I recently tried to order an Uber in Miami, but its seemingly logical grid system wouldn’t allow me to get to Little Havana because I couldn’t type in the intersection I wanted. On top of this, my driver spoke no English and didn’t know the area. With roads miles long, you need an exact address (for example, 3501 SW 8th) to get anywhere. After driving fruitlessly for 20 minutes, I finally made him stop the car. Sometimes travel can make us feel stupid.
One UK start-up, however, is on its way to changing the world. Launched in 2013, What3Words has designed an algorithm that has divided the planet into 57 trillion 3-square-meter sections, and then assigned each plot a unique three-word address. For instance, if you want to visit the Blue Lagoon in Iceland, instead of inputting its long GPS code (N63° 52’ 51.646” W22° 26’ 27.985”) into your satnav, you could simply select “richer.jades.apologies” on the app’s map to receive driving directions.
“The geospatial industry is worth more than $150 billion, and has trillions of dollars worth of industry associated with it,” says Giles Rhys Jones, chief marketing officer of What3Words. “However, there is no simple way to talk about location consistently and globally – there are 135 countries in the world that don’t have a good street addressing system. All you have instead is latitude and longitude. It’s incredibly accurate but it’s 18 digits long, so it’s impossible to remember and prone to error when telling others.”

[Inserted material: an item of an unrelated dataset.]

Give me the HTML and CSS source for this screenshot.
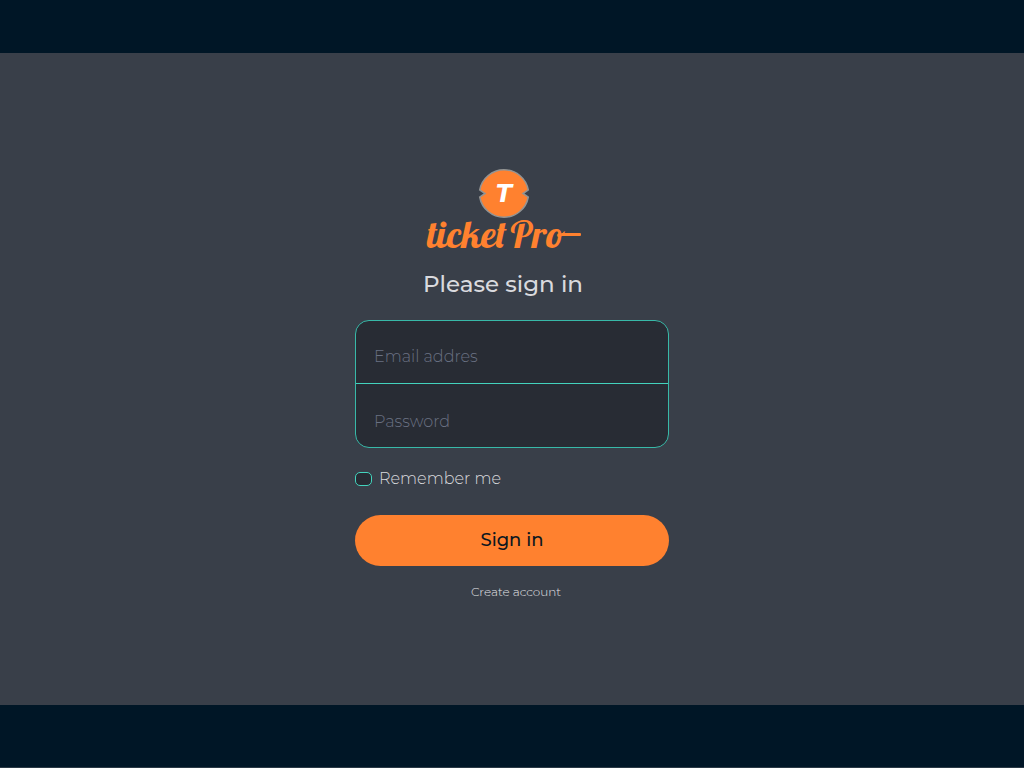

You can use these three-word geocodes to isolate an equipment drop at a convention center; locate a hard-to-find restaurant or Airbnb apartment in Bangkok; find an unaddressed office in Abu Dhabi or a community center in a South African township; book a drone delivery to a construction site in Paris; or alert authorities to houses in Nepal hit by an earthquake. (People on the ground can share virtual pin drops for buildings that have collapsed.)

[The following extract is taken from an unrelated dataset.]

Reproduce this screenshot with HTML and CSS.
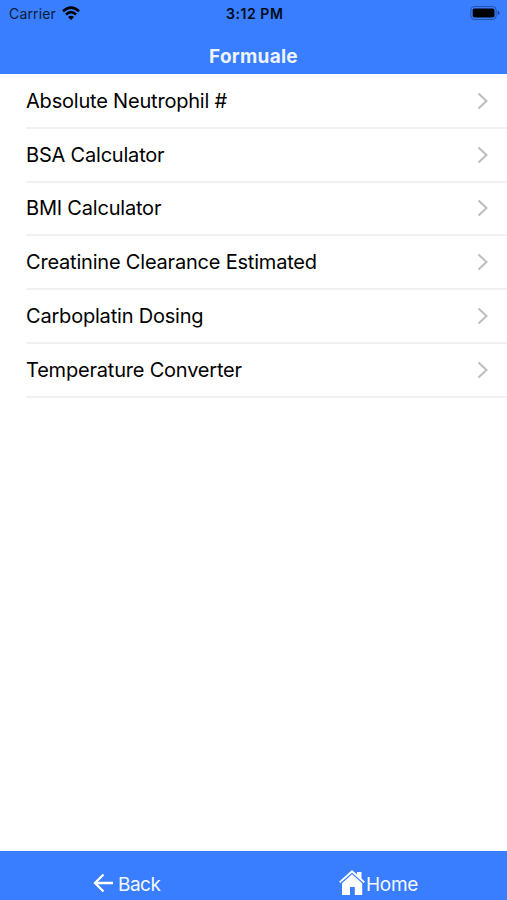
FILE: index.html
```html
<!DOCTYPE html>
<html lang="en">
<head>
<meta charset="utf-8">
<title>Formuale</title>
<link rel="stylesheet" href="styles.css">
</head>
<body>
<div class="app">
  <header class="header">
    <div class="status">
      <div class="carrier"><span>Carrier</span>
        <svg class="wifi" width="18" height="14" viewBox="0 0 18 14"><g fill="none" stroke="#000" stroke-width="2.6"><path d="M1 5.2Q9-1.8 17 5.2"/><path d="M4 8.4Q9 4 14 8.4"/></g><path d="M9 14L6 11Q9 8.6 12 11Z"/></svg>
      </div>
      <span class="time">3:12 PM</span>
      <svg class="battery" width="30" height="14" viewBox="0 0 30 14"><rect x=".8" y=".5" width="25.4" height="13" rx="3.6" fill="none" stroke="#2453a8"/><rect x="2.7" y="2.5" width="21.8" height="9" rx="1.8"/><path d="M27.8 4.8Q29.6 5.4 29.6 7T27.8 9.2Z" fill="#1d4590"/></svg>
    </div>
    <h1 class="title">Formuale</h1>
  </header>
  <main class="list">
    <a class="row"><span>Absolute Neutrophil #</span><svg class="chevron" viewBox="0 0 12 18"><path d="M1.5 1.5L9.5 9L1.5 16.5"/></svg></a>
    <a class="row"><span>BSA Calculator</span><svg class="chevron" viewBox="0 0 12 18"><path d="M1.5 1.5L9.5 9L1.5 16.5"/></svg></a>
    <a class="row"><span>BMI Calculator</span><svg class="chevron" viewBox="0 0 12 18"><path d="M1.5 1.5L9.5 9L1.5 16.5"/></svg></a>
    <a class="row"><span>Creatinine Clearance Estimated</span><svg class="chevron" viewBox="0 0 12 18"><path d="M1.5 1.5L9.5 9L1.5 16.5"/></svg></a>
    <a class="row"><span>Carboplatin Dosing</span><svg class="chevron" viewBox="0 0 12 18"><path d="M1.5 1.5L9.5 9L1.5 16.5"/></svg></a>
    <a class="row"><span>Temperature Converter</span><svg class="chevron" viewBox="0 0 12 18"><path d="M1.5 1.5L9.5 9L1.5 16.5"/></svg></a>
  </main>
  <nav class="toolbar">
    <a class="tab back"><svg width="21" height="20" viewBox="0 0 21 20"><path d="M20 10H2M10.5 1.5L2 10L10.5 18.5" fill="none" stroke="#fff" stroke-width="2.3"/></svg><span>Back</span></a>
    <a class="tab home"><svg width="26" height="26" viewBox="0 0 26 26" fill="#fff"><path d="M13 0L18 4.5V2H22.5V8.4L26 11.7L24.7 13.1L13 2.8L1.3 13.1L0 11.7Z"/><path d="M13 4.2L23.2 13.3V25H15.8V17H11V25H3V13.3Z"/></svg><span>Home</span></a>
  </nav>
</div>
</body>
</html>
```
FILE: styles.css
```css
* { box-sizing: border-box; }
body { margin: 0; background: #fff; font-family: Inter, "Liberation Sans", sans-serif; color: #000; }
.app { display: flex; flex-direction: column; height: 900px; overflow: hidden; }
.header { height: 74px; background: #387eff; }
.status { display: grid; grid-template-columns: 1fr auto 1fr; align-items: center; height: 28px; padding: 0 7px 0 9px; font-size: 14px; line-height: 28px; }
.carrier { display: flex; align-items: center; gap: 6px; letter-spacing: 0.15px; color: #0b1b38; }
.wifi { margin-top: -3px; }
.time { font-weight: 600; font-size: 14px; letter-spacing: 0.55px; margin-right: -0.5px; color: #030a18; }
.battery { justify-self: end; margin-top: -2px; }
.title { margin: 15px 0 0; font-size: 19px; line-height: 28px; letter-spacing: 0.25px; font-weight: 700; text-align: center; color: #eef4ff; }
.list { flex: 1; padding: 1px 0 0 26px; }
.row { display: flex; align-items: center; justify-content: space-between; height: 53.8px; padding-right: 18px; border-bottom: 2px solid #f1f1f2; font-size: 20px; letter-spacing: -0.2px; white-space: nowrap; }
.chevron { width: 12px; height: 18px; fill: none; stroke: #bdbdbf; stroke-width: 2; }
.toolbar { display: flex; height: 49px; padding-top: 16px; background: #387eff; color: #f5f9ff; font-size: 19px; }
.tab { display: flex; align-items: center; height: 32px; }
.tab span { padding-top: 2px; letter-spacing: -0.5px; }
.back { width: 246px; padding-left: 93px; gap: 4px; }
.home { padding-left: 93px; gap: 1px; }
.home span { letter-spacing: -0.3px; }
```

“We worked that out with a list of 40,000 words in the English language; forty-thousand times 40,000 times 40,000 equals 64 trillion, so that gives you enough to do every single square,” Rhys Jones says. “We’ve taken out homophones, very long words, hyphenated words and rude words, and distributed shorter words in places that are going to be more commonly used, such as in central London.”
Already available in ten languages, with more on the way, What3Words has so far partnered with more than 50 organizations, including the UN and Hg2 travel guides, to radically transform and simplify everything from e-commerce and aid deliveries to helicopter landing points.
Rhys Jones says: “In Brazilian favelas, millions of people are putting stickers on their houses with their three-word address so Carteiro Amigo can deliver post, and in Tanzania we are being used by the Red Cross to flag up water points contaminated by cholera.” He adds: “Our intention is to be a globally recognized way to talk about location: word.word.word.”
World travel organizations that have so far employed the revolutionary What3Words geo-address app include the Independent Map Company (IDMC), which is a platform for unknown or hidden shops, bars and restaurants (visit supporter.spare.hood for Prohibition-era cocktails in Liverpool), and transit app Tripgo, which provides step-by-step routings to pin-drop locations for cyclists, pedestrians and people using public transport.
Another geo-location tool is driving navigation app Navmii. Used by more than 24 million people, its maps for 190 countries can be used offline and are being built into in-car systems. Grocery deliveries from Ocado are also powered by Navmii.
“We don’t have the resources of Google, of being able to hire vehicles with cameras on the roofs,” explains Zoe Laycock, Navmii’s chief marketing officer. “We wanted to build mapping and local information through crowdsourcing. GPS ‘trace data’ [showing routes that have been driven] is one of the ways we do this, but we also encourage people to get involved through the Open Street Map initiative [openstreetmap.org] – London is a good example of a place where maps are very accurate but in terms of traffic management, speed limits and one-way systems, that can change, and we need users to report these things in real time.”
Navmii is also working on “last mile” navigation, Laycock says. “What you can’t do yet is pinpoint a multistory car park that has spaces available. Over the coming months we will be working directly with NCP, for example, to provide that data so you know how many spaces there are free on each floor.” Soon you won’t have any excuse for being late for a meeting because you couldn’t find parking.
A Short History of Navigation
In the Age of Discovery of the 15th to 18th centuries, explorers employed latitude for north-south measurements, taking the equator (0 degrees) as its base point. With the angle measured from the center of the Earth, plus 90 degrees took you to the North Pole, and minus 90 degrees the South Pole. Longitude, for east-west, was more complicated – as centuries of seafarers will attest. The 0 degrees reference point has been set at the Greenwich Meridian in London, with longitude measured as up to 180 degrees east or minus 180 degrees west of this point.
As the Earth moves 360 degrees a day, or 15 degrees an hour, there is a direct relationship between longitude and time. If you are three hours ahead of UTC (Coordinated Universal Time, formerly GMT), for example in Mogadishu, you will have a longitude of 45 degrees east. For this reason, having a reliable clock was essential.
GPS coordinates rely on latitude and longitude. The Empire State Building has a latitude of north 40º 44’ 54.388”, while the longitude is west 73º 59’ 8.39”. Global Satellite Positioning, however, wasn’t developed until the 1970s, when the US Department of Defense took inspiration from the way radio signals were being transmitted by Russian satellite Sputnik. When Korean Air flight 007 was shot down after accidentally entering Soviet airspace in 1983, the US government extended the technology to civilian airlines, but it wasn’t until 2000 that it became available to everyone.
GPS continues to be owned by the US government. So far, just over 70 satellites have been put in Space although not all are in service – the minimum number required for a “full constellation” is 24. While a few early attempts at producing in-car GPS and handheld receivers had entered the market in the nineties, it wasn’t until the early 2000s that the technology became accurate enough to be really useful.
The first successful personal navigation device (PND) was released by TomTom in 2004, with Garmin and Magellan quickly getting in on the act. By 2008, more than 18 million units had been sold in the US, but sales went into decline with the emergence of built-in GPS on smartphones. Google Maps Navigation with turn-by-turn directions entered the scene in 2009, with Apple Maps following in 2012.